Growing up in the Templehall area of Kirkcaldy before moving to Collydean in Glenrothes when she was about 12, then Southparks, she used to try to “fit in” at high school by straightening and dying her hair and wearing clothes other kids wore “just to disappear a bit”.
However, living in relatively small Fife towns where there weren’t a lot of “brown” children, she always felt “different” and experienced “horrible” racism – not just from some children, but from some parents too.
“The earliest racial verbal attack I remember was in nursery or primary one,” she recalls.
“I just wanted to play on the swings or the slide or something like that at the park and they basically said ‘you can’t play with us you’re black’.
“It was kids our age or boys a little bit older. Looking back, they were probably just little brats.
“They probably didn’t know any better. But straight away it made me feel different.
“I remember that so early on. They might just forget what they said but it made an impact on me for the rest of my life. I felt confused, which sucks because I just wanted to play!”
Embracing identity
Abz says she’s known most of her life that there are so many things about her that “just don’t fit the norm”, whether that’s being “gay or mixed or black.”

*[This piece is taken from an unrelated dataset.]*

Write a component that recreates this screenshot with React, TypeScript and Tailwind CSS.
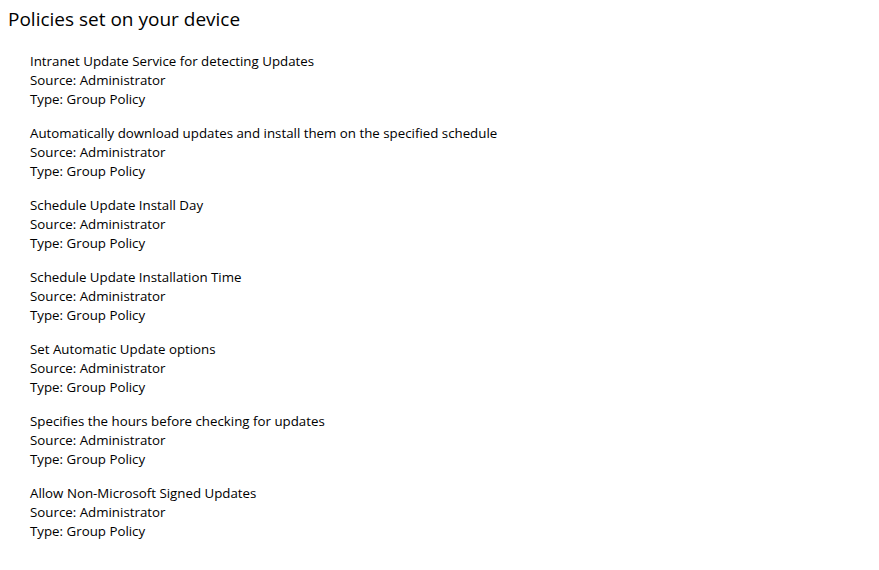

But what she’s learned to do in recent years is “embrace” it.
Even in the last year, being able to promote her art after “years of hiding it”, has given her the confidence to represent those who are not often heard.
Abz was 16 and under age when she got her first tattoo. Since then she’s been hooked.
“It was a birthday present – I went into the studio and he didn’t ID me,” she smiles, adding that she chose a wilted flower design having always been drawn to the idea of “beauty in death because through death comes life”.
By the time disillusionment and the expense of her graphic design course resulted in her dropping out of college in second year, however, she was already starting to design her own tattoos – and friends were starting to ask her to design them for them.
“I started asking for a fiver here, a tenner there,” she says, “and then someone said ‘why don’t you get into it yourself?’ That sparked some thing in my mind.”
Satisfaction
Abz works in Glasgow, Dunfermline and Kirkcaldy in a bright, colourful and thought-provoking style.
While doing a variety of art, tattooing is her “first and foremost passion” and she loves her job.
She gets a lot of satisfaction from working with clients individually and giving them the best tattoo she can give them.
“Maybe they are a little bit nervous,” she says, “Maybe they are a little bit shy. To have them just be comfortable in the space and walk out with something that makes them feel 10 times more confident, beautiful or tougher depending on what they want to portray – I love that.
“But also knowing they are wearing a piece of art that’s unique and personal to them and that’s got a bit of love and skill into it.”
Abz describes her style as “bold, bright, positive, colourful and illustrative”.
She loves the variety of being a street shop tattooist. She might do a Disney piece one day and flowers the next.
What’s key, however, is the mutual trust between tattoo artist and client – the tattoo artist is being trusted with their skills while at the same time the client can often “open up” to talk about things that might be reflected in the art they want.
“A lot of people are very similar in the sense that they are all going through something,” says Abz.
“Especially over the last year – we are all dealing with it in different ways.
“Some people have been off work, changing jobs, home schooling kids, suffering anxiety, stress, depression.
“A lot of people have lost loved ones and want to have a memorial. To help them heal pain is quite magical as well.”
One recent request she’s had was from a man who wanted Shrek’s head on the Hulk’s body.
“His step kids are American so hear his Scottish acccent and think he sounds like Shrek, then they see him lifting heavy things and think he’s like the Hulk!” she reveals.
When it comes to the tattoos on her own body, however, which she’ll travel to get, Abz admits she “lost count quite a few years ago” and laughs that she “now finds it easier to count the blank space”.
Abz adds: “I’d love to keep tattooing as long as I can. I’d love to do more large scale mural work. If people want to commission me for a wall, I’m longing to do a big piece!”